Math1331Math wrote: Quote: Using Cauchy's Functional Equation it follows that $f(x)=cx$ and it follows that $c\ge0$ as $f(y^2)\ge0$. Thus $f(x)=cx$ for $c\ge0$ and these easily check out. Would this be considered rigorous enough to get full points? Although It is well known claim do we have to prove it or just saying by Cauchy's is good enough Thanks This should basically sum it up: http://mathcircle.berkeley.edu/archivedocs/2010_2011/lectures/1011lecturespdf/FunctionalEquationsbmc.pdf

Taking $x=0$, we see that $f(y^2)=f(0)+|yf(y)|$. Therefore $$f(x+y^2)=f(x)+|yf(y)|=f(x)+f(y^2)-f(0).$$Define $g(x)=f(x)-f(0)$. Then $g(x+y^2)=g(x)+g(y^2)$. Note also that $g(y^2)=f(y^2)-f(0)=|yf(y)|\ge 0$, so it follows that $g(y)\ge 0$ for $y\ge 0$. Note that $g(a+b)=g(a)+g(b)$ for $a\in \mathbb{R}$ and $b\ge 0$. Clearly $g(0)=0$. Taking $a=-b$ gives $g$ odd.
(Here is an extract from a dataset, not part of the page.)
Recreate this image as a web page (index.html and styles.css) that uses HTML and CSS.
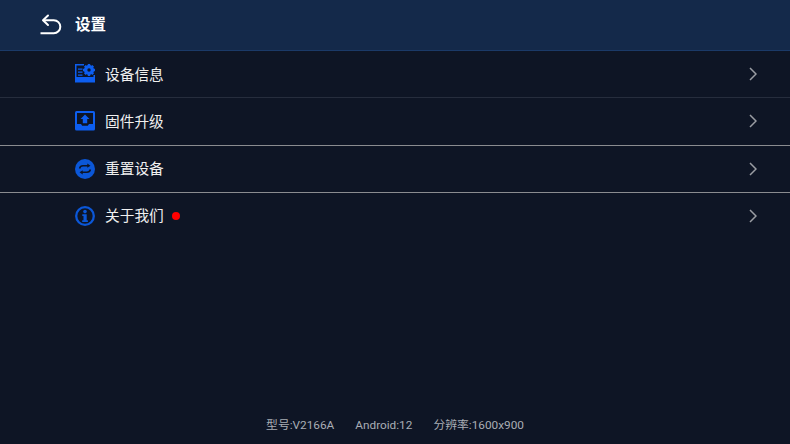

Taking $a\mapsto a-b$, $$g(a)=g(a-b)+g(b)\implies g(a-b)=g(a)-g(b)=g(a)+g(-b).$$Hence, $g$ is cauchy and bounded below on $[0,\infty)$. It follows $g$ is linear, so $g(x)=cx$, and $f(x)=cx+f(0)$ for some constant $c$. We now force $f(0)=0$. Plugging back in and simplifying, $cy^2=|cy^2+yf(0)|$. Clearly $c\ge 0$ by absolute values. If there is some $y\neq 0$ such that $cy^2=cy^2+yf(0)$, we get $f(0)=0$ and the solution $\boxed{f(x)=cx\text{ for any constant }c\ge 0}$. Otherwise, for all $y\neq 0$, we have $cy^2=-cy^2-yf(0)$, impossible since this is a quadratic in $y$ and has at most two solutions.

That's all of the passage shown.